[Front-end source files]
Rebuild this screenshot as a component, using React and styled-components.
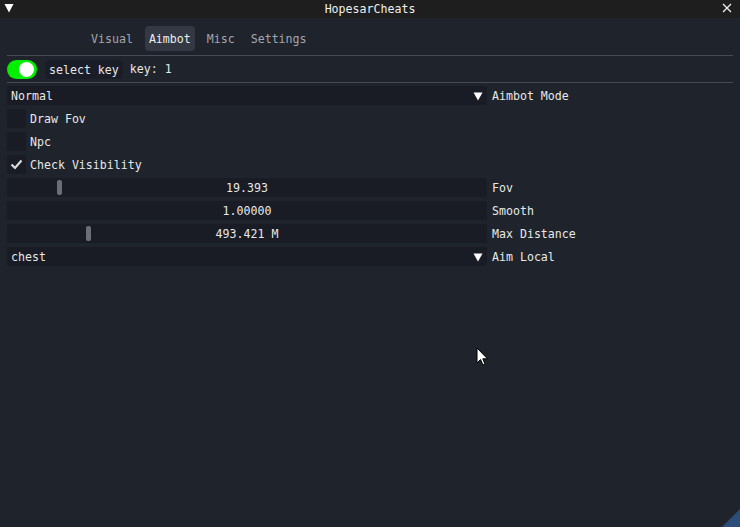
import React from "react";
import styled, { createGlobalStyle } from "styled-components";

const Global = createGlobalStyle`
  html, body { margin: 0; padding: 0; background: #1f232b; }
  * { box-sizing: border-box; }
`;

const Window = styled.div`
  position: relative;
  width: 740px;
  height: 527px;
  background: #1f232b;
  font-family: "DejaVu Sans Mono", "Liberation Mono", monospace;
  font-size: 11.6px;
  color: #e8e8e8;
  overflow: hidden;
  display: flex;
  flex-direction: column;
`;

const TitleBar = styled.div`
  height: 18px;
  background: #1e1e1e;
  display: grid;
  grid-template-columns: 20px 1fr 20px;
  align-items: center;
  color: #f0f0f0;
`;

const Title = styled.div`
  text-align: center;
  line-height: 18px;
`;

const Content = styled.div`
  padding: 8px 7px 0 7px;
  display: flex;
  flex-direction: column;
`;

const Tabs = styled.div`
  display: flex;
  gap: 8px;
  padding-left: 80px;
  height: 25px;
`;

const Tab = styled.div`
  padding: 0 4px;
  height: 25px;
  line-height: 26px;
  border-radius: 4px;
  color: ${(p) => (p.$active ? "#eeeeee" : "#a4a6ad")};
  background: ${(p) => (p.$active ? "#343843" : "transparent")};
`;

const Separator = styled.div`
  height: 1px;
  background: #464a55;
  margin: ${(p) => p.$m || "4px 0 3px 0"};
`;

const Row = styled.div`
  display: flex;
  align-items: center;
  height: 19px;
  margin-bottom: 4px;
  line-height: 20px;
`;

const ToggleRow = styled.div`
  display: flex;
  align-items: center;
  height: 20px;
  gap: 8px;
`;

const Toggle = styled.div`
  width: 30px;
  height: 19px;
  border-radius: 10px;
  background: #00f000;
  display: flex;
  align-items: center;
  justify-content: flex-end;
  padding-right: 3px;
`;

const Knob = styled.div`
  width: 15px;
  height: 15px;
  border-radius: 50%;
  background: #ffffff;
`;

const KeyButton = styled.div`
  height: 19px;
  line-height: 20px;
  padding: 0 4px;
  border-radius: 4px;
  background: #1a1c27;
`;

const Plain = styled.span`
  margin-left: -1px;
  line-height: 20px;
`;

const Frame = styled.div`
  position: relative;
  width: 480px;
  height: 19px;
  border-radius: 3px;
  background: #191b25;
  display: flex;
  align-items: center;
  padding: 0 4px;
  justify-content: ${(p) => (p.$center ? "center" : "space-between")};
`;

const Label = styled.span`
  margin-left: 5px;
`;

const Arrow = styled.svg`
  width: 10px;
  height: 10px;
`;

const Grab = styled.div`
  position: absolute;
  top: 2px;
  left: ${(p) => p.$x}px;
  width: 5px;
  height: 15px;
  border-radius: 2px;
  background: #6b6e77;
`;

const Box = styled.div`
  width: 19px;
  height: 19px;
  border-radius: 3px;
  background: #191b25;
  display: flex;
  align-items: center;
  justify-content: center;
`;

const CheckLabel = styled.span`
  margin-left: 4px;
`;

const Cursor = styled.svg`
  position: absolute;
  left: 476px;
  top: 347px;
  width: 13px;
  height: 20px;
`;

const Grip = styled.svg`
  position: absolute;
  right: 0;
  bottom: 0;
  width: 22px;
  height: 22px;
`;

const DownArrow = () => (
  <Arrow viewBox="0 0 10 10">
    <path d="M0.5 1.5 H9.5 L5 9.5 Z" fill="#ffffff" />
  </Arrow>
);

const Combo = ({ value, label }) => (
  <Row>
    <Frame>
      <span>{value}</span>
      <DownArrow />
    </Frame>
    <Label>{label}</Label>
  </Row>
);

const Slider = ({ value, label, grab }) => (
  <Row>
    <Frame $center>
      {grab !== undefined && <Grab $x={grab} />}
      <span>{value}</span>
    </Frame>
    <Label>{label}</Label>
  </Row>
);

const Check = ({ label, checked }) => (
  <Row>
    <Box>
      {checked && (
        <svg width="13" height="11" viewBox="0 0 13 11">
          <path d="M1.5 5.5 L5 9 L11.5 1.5" stroke="#dcdcdc" strokeWidth="2.2" fill="none" />
        </svg>
      )}
    </Box>
    <CheckLabel>{label}</CheckLabel>
  </Row>
);

export default function App() {
  return (
    <>
      <Global />
      <Window>
        <TitleBar>
          <svg width="20" height="18" viewBox="0 0 20 18">
            <path d="M4.5 4 H13.5 L9 12.5 Z" fill="#ffffff" />
          </svg>
          <Title>HopesarCheats</Title>
          <svg width="20" height="18" viewBox="0 0 20 18">
            <path d="M3 4 L11 12 M11 4 L3 12" stroke="#f0f0f0" strokeWidth="1.3" />
          </svg>
        </TitleBar>
        <Content>
          <Tabs>
            <Tab>Visual</Tab>
            <Tab $active>Aimbot</Tab>
            <Tab>Misc</Tab>
            <Tab>Settings</Tab>
          </Tabs>
          <Separator $m="4px 0 3px 0" />
          <ToggleRow>
            <Toggle>
              <Knob />
            </Toggle>
            <KeyButton>select key</KeyButton>
            <Plain>key: 1</Plain>
          </ToggleRow>
          <Separator $m="3px 0 3px 0" />
          <Combo value="Normal" label="Aimbot Mode" />
          <Check label="Draw Fov" />
          <Check label="Npc" />
          <Check label="Check Visibility" checked />
          <Slider value="19.393" label="Fov" grab={50} />
          <Slider value="1.00000" label="Smooth" />
          <Slider value="493.421 M" label="Max Distance" grab={79} />
          <Combo value="chest" label="Aim Local" />
        </Content>
        <Cursor viewBox="0 0 13 20">
          <path d="M1 1 V16 L4.5 12.5 L7 18 L9 17 L6.8 11.8 H11.5 Z" fill="#ffffff" stroke="#000000" strokeWidth="1" />
        </Cursor>
        <Grip viewBox="0 0 22 22">
          <path d="M22 4 V22 H4 Z" fill="#2c4d78" />
        </Grip>
      </Window>
    </>
  );
}
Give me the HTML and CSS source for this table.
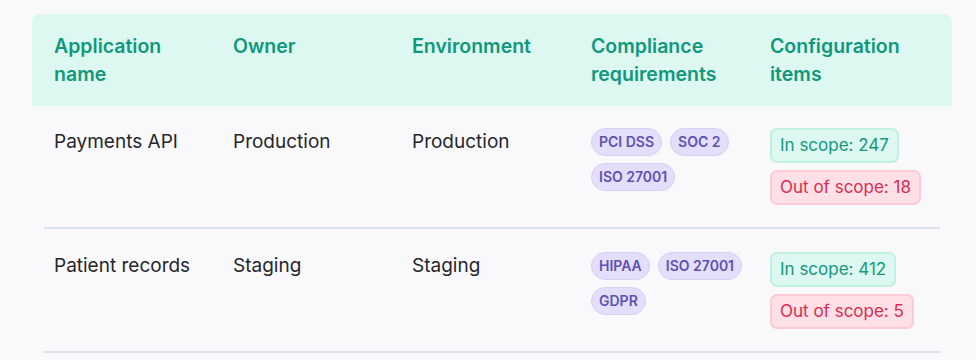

REQUEST :: Restate the full listing verbatim and drop every picture.

EXERCISE RESULT ::
Rebuild this screenshot as a component, using React and styled-components.
import React from "react";
import styled, { createGlobalStyle } from "styled-components";

const Global = createGlobalStyle`
  html, body { margin: 0; padding: 0; background: #1f232b; }
  * { box-sizing: border-box; }
`;

const Window = styled.div`
  position: relative;
  width: 740px;
  height: 527px;
  background: #1f232b;
  font-family: "DejaVu Sans Mono", "Liberation Mono", monospace;
  font-size: 11.6px;
  color: #e8e8e8;
  overflow: hidden;
  display: flex;
  flex-direction: column;
`;

const TitleBar = styled.div`
  height: 18px;
  background: #1e1e1e;
  display: grid;
  grid-template-columns: 20px 1fr 20px;
  align-items: center;
  color: #f0f0f0;
`;

const Title = styled.div`
  text-align: center;
  line-height: 18px;
`;

const Content = styled.div`
  padding: 8px 7px 0 7px;
  display: flex;
  flex-direction: column;
`;

const Tabs = styled.div`
  display: flex;
  gap: 8px;
  padding-left: 80px;
  height: 25px;
`;

const Tab = styled.div`
  padding: 0 4px;
  height: 25px;
  line-height: 26px;
  border-radius: 4px;
  color: ${(p) => (p.$active ? "#eeeeee" : "#a4a6ad")};
  background: ${(p) => (p.$active ? "#343843" : "transparent")};
`;

const Separator = styled.div`
  height: 1px;
  background: #464a55;
  margin: ${(p) => p.$m || "4px 0 3px 0"};
`;

const Row = styled.div`
  display: flex;
  align-items: center;
  height: 19px;
  margin-bottom: 4px;
  line-height: 20px;
`;

const ToggleRow = styled.div`
  display: flex;
  align-items: center;
  height: 20px;
  gap: 8px;
`;

const Toggle = styled.div`
  width: 30px;
  height: 19px;
  border-radius: 10px;
  background: #00f000;
  display: flex;
  align-items: center;
  justify-content: flex-end;
  padding-right: 3px;
`;

const Knob = styled.div`
  width: 15px;
  height: 15px;
  border-radius: 50%;
  background: #ffffff;
`;

const KeyButton = styled.div`
  height: 19px;
  line-height: 20px;
  padding: 0 4px;
  border-radius: 4px;
  background: #1a1c27;
`;

const Plain = styled.span`
  margin-left: -1px;
  line-height: 20px;
`;

const Frame = styled.div`
  position: relative;
  width: 480px;
  height: 19px;
  border-radius: 3px;
  background: #191b25;
  display: flex;
  align-items: center;
  padding: 0 4px;
  justify-content: ${(p) => (p.$center ? "center" : "space-between")};
`;

const Label = styled.span`
  margin-left: 5px;
`;

const Arrow = styled.svg`
  width: 10px;
  height: 10px;
`;

const Grab = styled.div`
  position: absolute;
  top: 2px;
  left: ${(p) => p.$x}px;
  width: 5px;
  height: 15px;
  border-radius: 2px;
  background: #6b6e77;
`;

const Box = styled.div`
  width: 19px;
  height: 19px;
  border-radius: 3px;
  background: #191b25;
  display: flex;
  align-items: center;
  justify-content: center;
`;

const CheckLabel = styled.span`
  margin-left: 4px;
`;

const Cursor = styled.svg`
  position: absolute;
  left: 476px;
  top: 347px;
  width: 13px;
  height: 20px;
`;

const Grip = styled.svg`
  position: absolute;
  right: 0;
  bottom: 0;
  width: 22px;
  height: 22px;
`;

const DownArrow = () => (
  <Arrow viewBox="0 0 10 10">
    <path d="M0.5 1.5 H9.5 L5 9.5 Z" fill="#ffffff" />
  </Arrow>
);

const Combo = ({ value, label }) => (
  <Row>
    <Frame>
      <span>{value}</span>
      <DownArrow />
    </Frame>
    <Label>{label}</Label>
  </Row>
);

const Slider = ({ value, label, grab }) => (
  <Row>
    <Frame $center>
      {grab !== undefined && <Grab $x={grab} />}
      <span>{value}</span>
    </Frame>
    <Label>{label}</Label>
  </Row>
);

const Check = ({ label, checked }) => (
  <Row>
    <Box>
      {checked && (
        <svg width="13" height="11" viewBox="0 0 13 11">
          <path d="M1.5 5.5 L5 9 L11.5 1.5" stroke="#dcdcdc" strokeWidth="2.2" fill="none" />
        </svg>
      )}
    </Box>
    <CheckLabel>{label}</CheckLabel>
  </Row>
);

export default function App() {
  return (
    <>
      <Global />
      <Window>
        <TitleBar>
          <svg width="20" height="18" viewBox="0 0 20 18">
            <path d="M4.5 4 H13.5 L9 12.5 Z" fill="#ffffff" />
          </svg>
          <Title>HopesarCheats</Title>
          <svg width="20" height="18" viewBox="0 0 20 18">
            <path d="M3 4 L11 12 M11 4 L3 12" stroke="#f0f0f0" strokeWidth="1.3" />
          </svg>
        </TitleBar>
        <Content>
          <Tabs>
            <Tab>Visual</Tab>
            <Tab $active>Aimbot</Tab>
            <Tab>Misc</Tab>
            <Tab>Settings</Tab>
          </Tabs>
          <Separator $m="4px 0 3px 0" />
          <ToggleRow>
            <Toggle>
              <Knob />
            </Toggle>
            <KeyButton>select key</KeyButton>
            <Plain>key: 1</Plain>
          </ToggleRow>
          <Separator $m="3px 0 3px 0" />
          <Combo value="Normal" label="Aimbot Mode" />
          <Check label="Draw Fov" />
          <Check label="Npc" />
          <Check label="Check Visibility" checked />
          <Slider value="19.393" label="Fov" grab={50} />
          <Slider value="1.00000" label="Smooth" />
          <Slider value="493.421 M" label="Max Distance" grab={79} />
          <Combo value="chest" label="Aim Local" />
        </Content>
        <Cursor viewBox="0 0 13 20">
          <path d="M1 1 V16 L4.5 12.5 L7 18 L9 17 L6.8 11.8 H11.5 Z" fill="#ffffff" stroke="#000000" strokeWidth="1" />
        </Cursor>
        <Grip viewBox="0 0 22 22">
          <path d="M22 4 V22 H4 Z" fill="#2c4d78" />
        </Grip>
      </Window>
    </>
  );
}
Give me the HTML and CSS source for this table.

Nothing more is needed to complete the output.